Find the string "with" in the listing and report every line that has it.

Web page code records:
Begin

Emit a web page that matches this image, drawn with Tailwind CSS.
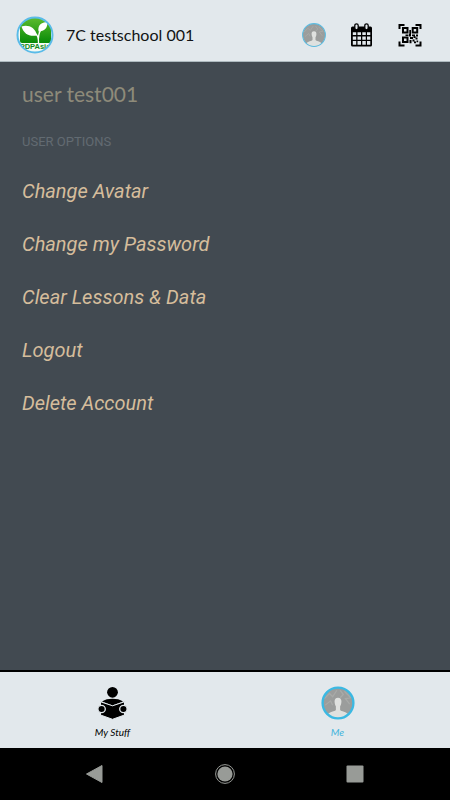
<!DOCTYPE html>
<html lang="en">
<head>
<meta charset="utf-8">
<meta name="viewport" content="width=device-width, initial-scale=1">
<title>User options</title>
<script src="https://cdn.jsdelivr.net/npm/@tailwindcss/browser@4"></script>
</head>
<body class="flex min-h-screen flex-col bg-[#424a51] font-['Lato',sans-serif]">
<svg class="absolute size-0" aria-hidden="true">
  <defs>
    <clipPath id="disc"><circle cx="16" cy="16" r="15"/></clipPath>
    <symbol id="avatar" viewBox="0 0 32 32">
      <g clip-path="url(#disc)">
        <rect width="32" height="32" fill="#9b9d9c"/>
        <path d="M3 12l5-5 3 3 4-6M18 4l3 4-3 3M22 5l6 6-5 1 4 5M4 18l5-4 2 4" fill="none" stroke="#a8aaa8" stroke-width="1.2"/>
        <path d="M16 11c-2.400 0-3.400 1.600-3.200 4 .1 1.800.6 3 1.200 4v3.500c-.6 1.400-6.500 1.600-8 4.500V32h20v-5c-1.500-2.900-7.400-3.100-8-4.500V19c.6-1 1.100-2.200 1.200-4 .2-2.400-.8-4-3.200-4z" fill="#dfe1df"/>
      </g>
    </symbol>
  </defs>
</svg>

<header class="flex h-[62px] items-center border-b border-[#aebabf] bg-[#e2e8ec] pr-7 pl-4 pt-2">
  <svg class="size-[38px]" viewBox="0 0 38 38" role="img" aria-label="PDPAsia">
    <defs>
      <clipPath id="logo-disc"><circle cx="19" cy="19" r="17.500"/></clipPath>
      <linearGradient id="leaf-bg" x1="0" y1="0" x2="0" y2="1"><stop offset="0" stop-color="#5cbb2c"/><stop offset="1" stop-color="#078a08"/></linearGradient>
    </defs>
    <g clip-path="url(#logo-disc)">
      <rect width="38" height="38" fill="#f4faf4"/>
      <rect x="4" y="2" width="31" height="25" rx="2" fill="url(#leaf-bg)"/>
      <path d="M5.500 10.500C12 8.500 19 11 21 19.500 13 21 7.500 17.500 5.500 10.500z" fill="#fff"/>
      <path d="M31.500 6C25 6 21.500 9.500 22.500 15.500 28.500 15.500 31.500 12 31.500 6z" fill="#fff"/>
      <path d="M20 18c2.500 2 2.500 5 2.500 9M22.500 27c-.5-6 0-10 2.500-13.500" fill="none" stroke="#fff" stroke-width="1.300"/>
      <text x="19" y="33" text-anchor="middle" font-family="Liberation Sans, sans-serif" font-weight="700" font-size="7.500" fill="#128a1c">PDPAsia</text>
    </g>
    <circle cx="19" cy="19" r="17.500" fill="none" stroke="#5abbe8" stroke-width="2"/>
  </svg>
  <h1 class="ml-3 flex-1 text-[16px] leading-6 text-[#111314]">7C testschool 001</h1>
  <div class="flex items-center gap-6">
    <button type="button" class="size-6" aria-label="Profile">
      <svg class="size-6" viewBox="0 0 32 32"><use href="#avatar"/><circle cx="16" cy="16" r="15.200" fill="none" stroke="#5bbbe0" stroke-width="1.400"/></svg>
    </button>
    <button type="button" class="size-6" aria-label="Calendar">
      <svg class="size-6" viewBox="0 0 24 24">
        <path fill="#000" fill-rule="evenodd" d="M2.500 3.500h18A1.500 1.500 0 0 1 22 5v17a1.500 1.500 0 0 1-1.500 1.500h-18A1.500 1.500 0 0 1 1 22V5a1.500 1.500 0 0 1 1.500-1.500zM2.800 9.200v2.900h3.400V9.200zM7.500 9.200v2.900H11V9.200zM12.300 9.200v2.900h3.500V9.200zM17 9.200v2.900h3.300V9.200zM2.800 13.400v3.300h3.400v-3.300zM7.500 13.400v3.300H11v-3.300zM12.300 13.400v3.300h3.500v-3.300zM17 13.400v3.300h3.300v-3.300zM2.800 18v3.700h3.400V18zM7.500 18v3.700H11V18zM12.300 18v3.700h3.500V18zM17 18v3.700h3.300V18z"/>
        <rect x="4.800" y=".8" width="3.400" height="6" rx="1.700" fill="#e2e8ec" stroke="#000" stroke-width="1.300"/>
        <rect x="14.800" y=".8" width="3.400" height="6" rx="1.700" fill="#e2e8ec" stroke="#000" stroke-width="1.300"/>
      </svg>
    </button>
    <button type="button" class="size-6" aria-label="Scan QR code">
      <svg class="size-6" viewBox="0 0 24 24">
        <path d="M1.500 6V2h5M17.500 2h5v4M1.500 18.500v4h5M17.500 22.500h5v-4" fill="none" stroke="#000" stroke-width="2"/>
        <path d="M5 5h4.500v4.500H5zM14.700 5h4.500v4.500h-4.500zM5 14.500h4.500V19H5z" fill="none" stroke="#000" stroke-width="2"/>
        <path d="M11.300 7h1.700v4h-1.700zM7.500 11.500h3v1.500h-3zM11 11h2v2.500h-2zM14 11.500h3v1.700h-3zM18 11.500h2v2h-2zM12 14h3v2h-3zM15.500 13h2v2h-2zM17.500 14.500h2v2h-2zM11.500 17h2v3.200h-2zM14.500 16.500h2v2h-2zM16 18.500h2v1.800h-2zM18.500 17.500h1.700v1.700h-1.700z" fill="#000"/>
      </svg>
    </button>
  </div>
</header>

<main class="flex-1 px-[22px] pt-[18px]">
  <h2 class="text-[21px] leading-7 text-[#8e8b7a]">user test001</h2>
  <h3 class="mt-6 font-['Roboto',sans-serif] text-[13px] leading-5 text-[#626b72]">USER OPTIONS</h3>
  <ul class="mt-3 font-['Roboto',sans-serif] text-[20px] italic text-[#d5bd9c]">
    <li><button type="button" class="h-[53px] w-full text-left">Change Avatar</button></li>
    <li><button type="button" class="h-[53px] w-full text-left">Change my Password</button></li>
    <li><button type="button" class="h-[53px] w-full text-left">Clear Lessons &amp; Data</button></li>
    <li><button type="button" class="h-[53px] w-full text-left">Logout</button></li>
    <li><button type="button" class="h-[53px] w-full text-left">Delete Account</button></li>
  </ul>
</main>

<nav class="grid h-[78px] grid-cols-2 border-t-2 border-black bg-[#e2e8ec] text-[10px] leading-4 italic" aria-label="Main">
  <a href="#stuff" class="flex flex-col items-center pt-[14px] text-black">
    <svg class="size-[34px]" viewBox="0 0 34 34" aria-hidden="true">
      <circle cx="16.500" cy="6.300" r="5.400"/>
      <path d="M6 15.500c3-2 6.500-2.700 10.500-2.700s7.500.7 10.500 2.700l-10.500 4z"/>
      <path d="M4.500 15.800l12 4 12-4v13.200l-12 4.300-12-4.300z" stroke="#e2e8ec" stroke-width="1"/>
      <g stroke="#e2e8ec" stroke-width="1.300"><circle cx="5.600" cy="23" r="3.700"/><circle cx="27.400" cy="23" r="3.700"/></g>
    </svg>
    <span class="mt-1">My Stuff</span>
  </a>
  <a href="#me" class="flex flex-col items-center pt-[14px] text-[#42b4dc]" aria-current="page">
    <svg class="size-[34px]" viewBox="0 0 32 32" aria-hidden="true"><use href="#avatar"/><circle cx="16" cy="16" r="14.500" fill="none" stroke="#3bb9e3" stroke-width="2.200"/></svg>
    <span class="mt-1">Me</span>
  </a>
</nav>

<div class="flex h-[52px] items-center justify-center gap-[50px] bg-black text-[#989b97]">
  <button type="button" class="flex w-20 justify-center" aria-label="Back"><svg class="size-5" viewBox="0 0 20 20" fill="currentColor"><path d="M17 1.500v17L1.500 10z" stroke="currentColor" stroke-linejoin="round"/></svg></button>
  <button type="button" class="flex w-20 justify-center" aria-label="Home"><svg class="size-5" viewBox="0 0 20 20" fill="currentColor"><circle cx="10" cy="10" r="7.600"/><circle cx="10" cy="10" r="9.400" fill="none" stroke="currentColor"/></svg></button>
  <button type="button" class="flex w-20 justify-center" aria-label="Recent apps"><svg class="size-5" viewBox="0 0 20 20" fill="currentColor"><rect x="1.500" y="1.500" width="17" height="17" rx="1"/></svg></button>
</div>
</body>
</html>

End
Begin

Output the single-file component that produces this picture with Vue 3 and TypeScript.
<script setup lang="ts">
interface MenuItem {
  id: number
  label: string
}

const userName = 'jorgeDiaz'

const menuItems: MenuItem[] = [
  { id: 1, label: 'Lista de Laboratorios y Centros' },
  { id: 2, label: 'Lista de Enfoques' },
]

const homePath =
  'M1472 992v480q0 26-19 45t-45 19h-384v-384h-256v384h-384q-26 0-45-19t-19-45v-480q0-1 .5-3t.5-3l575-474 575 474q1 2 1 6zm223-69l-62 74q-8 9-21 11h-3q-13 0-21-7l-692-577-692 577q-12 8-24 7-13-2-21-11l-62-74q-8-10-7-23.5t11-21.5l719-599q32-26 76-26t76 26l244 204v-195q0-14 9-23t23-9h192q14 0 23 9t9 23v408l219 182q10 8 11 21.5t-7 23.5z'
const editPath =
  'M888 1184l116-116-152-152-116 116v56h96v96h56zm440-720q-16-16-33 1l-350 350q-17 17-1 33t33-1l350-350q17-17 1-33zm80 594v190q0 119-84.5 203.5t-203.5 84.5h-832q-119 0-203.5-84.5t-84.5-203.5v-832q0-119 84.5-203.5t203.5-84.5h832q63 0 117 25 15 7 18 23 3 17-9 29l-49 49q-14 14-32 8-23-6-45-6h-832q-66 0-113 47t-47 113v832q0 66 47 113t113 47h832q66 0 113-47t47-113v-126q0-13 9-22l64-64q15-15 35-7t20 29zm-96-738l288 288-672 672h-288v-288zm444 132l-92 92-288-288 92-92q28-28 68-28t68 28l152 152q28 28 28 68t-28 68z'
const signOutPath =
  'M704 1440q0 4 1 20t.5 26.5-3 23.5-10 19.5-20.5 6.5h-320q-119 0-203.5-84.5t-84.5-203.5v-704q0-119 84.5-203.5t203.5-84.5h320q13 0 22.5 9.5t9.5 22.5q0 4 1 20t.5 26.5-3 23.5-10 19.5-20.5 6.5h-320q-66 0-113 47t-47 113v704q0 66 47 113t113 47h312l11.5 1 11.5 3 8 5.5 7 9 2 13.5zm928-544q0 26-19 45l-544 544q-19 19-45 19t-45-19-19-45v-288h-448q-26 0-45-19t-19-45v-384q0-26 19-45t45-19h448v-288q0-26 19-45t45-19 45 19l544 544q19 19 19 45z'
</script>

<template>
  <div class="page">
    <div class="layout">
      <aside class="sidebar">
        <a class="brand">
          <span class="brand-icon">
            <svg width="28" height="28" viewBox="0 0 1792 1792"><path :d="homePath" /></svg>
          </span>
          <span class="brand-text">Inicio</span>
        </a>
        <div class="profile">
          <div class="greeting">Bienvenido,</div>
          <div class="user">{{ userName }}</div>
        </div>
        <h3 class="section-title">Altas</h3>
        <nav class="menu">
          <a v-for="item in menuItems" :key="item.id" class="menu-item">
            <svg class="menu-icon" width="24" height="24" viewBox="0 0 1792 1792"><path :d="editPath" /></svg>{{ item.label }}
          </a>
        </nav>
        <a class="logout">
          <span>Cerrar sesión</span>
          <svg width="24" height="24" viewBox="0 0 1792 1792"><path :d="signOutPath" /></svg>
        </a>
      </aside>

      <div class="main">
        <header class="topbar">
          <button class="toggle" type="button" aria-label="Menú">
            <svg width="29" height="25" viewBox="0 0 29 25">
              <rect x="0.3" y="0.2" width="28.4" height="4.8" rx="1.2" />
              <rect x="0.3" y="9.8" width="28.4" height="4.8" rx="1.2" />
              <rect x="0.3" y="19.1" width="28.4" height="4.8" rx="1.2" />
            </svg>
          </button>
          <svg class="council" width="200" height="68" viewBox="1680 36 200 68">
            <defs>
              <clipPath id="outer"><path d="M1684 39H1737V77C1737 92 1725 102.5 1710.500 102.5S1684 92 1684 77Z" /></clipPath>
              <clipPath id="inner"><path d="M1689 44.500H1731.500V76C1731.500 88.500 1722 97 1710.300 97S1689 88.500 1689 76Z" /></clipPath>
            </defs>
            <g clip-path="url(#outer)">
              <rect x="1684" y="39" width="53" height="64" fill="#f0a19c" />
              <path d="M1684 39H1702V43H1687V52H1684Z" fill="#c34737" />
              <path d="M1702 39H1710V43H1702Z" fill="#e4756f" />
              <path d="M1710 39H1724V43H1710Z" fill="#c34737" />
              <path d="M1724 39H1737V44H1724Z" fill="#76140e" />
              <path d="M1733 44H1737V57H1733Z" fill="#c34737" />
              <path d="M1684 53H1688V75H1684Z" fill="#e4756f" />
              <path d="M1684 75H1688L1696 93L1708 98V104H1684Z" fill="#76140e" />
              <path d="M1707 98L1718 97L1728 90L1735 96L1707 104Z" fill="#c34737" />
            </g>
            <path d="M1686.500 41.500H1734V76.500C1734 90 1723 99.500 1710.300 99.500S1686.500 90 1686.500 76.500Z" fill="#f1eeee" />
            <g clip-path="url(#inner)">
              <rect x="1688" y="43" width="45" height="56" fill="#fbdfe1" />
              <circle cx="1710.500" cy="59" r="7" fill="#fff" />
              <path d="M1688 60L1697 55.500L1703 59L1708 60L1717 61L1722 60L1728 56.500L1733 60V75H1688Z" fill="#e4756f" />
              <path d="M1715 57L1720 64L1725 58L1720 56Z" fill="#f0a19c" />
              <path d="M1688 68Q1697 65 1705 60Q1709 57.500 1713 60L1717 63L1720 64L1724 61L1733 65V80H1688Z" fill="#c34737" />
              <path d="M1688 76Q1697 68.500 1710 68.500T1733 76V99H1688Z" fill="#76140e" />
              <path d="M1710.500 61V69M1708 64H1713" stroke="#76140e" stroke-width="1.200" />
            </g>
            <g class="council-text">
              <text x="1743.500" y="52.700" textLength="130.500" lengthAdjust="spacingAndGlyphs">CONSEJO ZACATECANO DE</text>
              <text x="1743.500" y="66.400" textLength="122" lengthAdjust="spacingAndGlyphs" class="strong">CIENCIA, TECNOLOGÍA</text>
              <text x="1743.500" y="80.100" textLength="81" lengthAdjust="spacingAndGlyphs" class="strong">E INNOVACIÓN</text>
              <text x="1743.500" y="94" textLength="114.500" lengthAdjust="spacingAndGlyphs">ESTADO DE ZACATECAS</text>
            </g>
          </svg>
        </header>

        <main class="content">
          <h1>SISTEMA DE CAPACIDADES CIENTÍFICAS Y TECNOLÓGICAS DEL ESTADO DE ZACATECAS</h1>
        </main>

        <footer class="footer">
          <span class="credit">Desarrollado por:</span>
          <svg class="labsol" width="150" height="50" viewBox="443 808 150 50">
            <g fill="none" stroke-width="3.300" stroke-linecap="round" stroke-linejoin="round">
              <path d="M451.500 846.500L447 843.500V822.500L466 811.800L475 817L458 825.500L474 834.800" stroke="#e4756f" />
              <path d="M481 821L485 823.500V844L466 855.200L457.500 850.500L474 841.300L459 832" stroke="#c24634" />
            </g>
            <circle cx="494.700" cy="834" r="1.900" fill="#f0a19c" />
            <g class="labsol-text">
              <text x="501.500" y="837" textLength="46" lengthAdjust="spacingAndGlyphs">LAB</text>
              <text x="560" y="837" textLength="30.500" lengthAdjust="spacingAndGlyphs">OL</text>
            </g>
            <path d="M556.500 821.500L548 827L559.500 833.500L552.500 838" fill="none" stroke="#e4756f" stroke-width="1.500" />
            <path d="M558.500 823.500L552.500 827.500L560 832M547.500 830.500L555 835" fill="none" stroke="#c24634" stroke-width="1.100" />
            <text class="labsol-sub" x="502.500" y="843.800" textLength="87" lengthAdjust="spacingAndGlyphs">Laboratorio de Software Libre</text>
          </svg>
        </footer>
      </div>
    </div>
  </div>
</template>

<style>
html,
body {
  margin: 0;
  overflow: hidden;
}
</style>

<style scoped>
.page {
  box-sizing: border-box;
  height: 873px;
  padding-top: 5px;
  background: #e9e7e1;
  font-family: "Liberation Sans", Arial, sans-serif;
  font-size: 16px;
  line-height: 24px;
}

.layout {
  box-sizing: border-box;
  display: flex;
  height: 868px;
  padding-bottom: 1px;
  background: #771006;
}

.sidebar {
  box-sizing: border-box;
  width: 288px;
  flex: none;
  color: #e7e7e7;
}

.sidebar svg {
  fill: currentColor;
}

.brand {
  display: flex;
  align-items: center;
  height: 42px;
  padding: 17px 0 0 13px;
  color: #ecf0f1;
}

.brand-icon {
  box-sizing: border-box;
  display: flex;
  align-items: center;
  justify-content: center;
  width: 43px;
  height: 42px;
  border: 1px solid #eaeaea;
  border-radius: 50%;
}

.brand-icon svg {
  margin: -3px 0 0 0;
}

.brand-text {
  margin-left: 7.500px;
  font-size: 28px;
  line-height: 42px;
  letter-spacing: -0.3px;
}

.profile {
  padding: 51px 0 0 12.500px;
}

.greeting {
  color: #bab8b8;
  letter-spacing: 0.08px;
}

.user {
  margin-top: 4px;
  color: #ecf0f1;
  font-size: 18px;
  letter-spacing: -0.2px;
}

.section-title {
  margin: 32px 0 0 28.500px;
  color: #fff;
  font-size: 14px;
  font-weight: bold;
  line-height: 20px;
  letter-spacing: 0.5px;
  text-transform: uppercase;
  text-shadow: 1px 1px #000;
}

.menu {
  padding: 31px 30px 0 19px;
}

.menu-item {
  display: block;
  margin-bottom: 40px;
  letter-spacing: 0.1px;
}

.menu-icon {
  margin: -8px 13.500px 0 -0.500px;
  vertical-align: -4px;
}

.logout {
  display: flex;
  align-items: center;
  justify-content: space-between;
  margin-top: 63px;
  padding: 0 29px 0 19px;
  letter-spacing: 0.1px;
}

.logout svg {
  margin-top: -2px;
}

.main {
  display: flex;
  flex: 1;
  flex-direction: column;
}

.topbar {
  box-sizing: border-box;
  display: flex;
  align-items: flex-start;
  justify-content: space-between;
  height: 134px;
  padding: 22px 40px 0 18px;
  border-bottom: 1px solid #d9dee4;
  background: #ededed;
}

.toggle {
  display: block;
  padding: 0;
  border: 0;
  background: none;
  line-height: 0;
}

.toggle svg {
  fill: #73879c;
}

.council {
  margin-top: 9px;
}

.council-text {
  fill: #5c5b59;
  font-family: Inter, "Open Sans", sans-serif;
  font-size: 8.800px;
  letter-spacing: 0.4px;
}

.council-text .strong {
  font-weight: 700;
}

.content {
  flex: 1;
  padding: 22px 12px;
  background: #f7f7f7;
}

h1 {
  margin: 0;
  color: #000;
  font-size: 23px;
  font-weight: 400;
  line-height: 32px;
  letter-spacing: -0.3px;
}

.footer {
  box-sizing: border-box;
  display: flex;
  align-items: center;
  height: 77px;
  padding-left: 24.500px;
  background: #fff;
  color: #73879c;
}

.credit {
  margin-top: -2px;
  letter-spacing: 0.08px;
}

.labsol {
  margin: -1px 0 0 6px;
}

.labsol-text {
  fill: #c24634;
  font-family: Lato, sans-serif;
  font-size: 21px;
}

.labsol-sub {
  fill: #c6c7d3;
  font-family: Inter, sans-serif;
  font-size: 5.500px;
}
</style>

End

● THE RESULT:
Emit a web page that matches this image, drawn with Tailwind CSS.
Output the single-file component that produces this picture with Vue 3 and TypeScript.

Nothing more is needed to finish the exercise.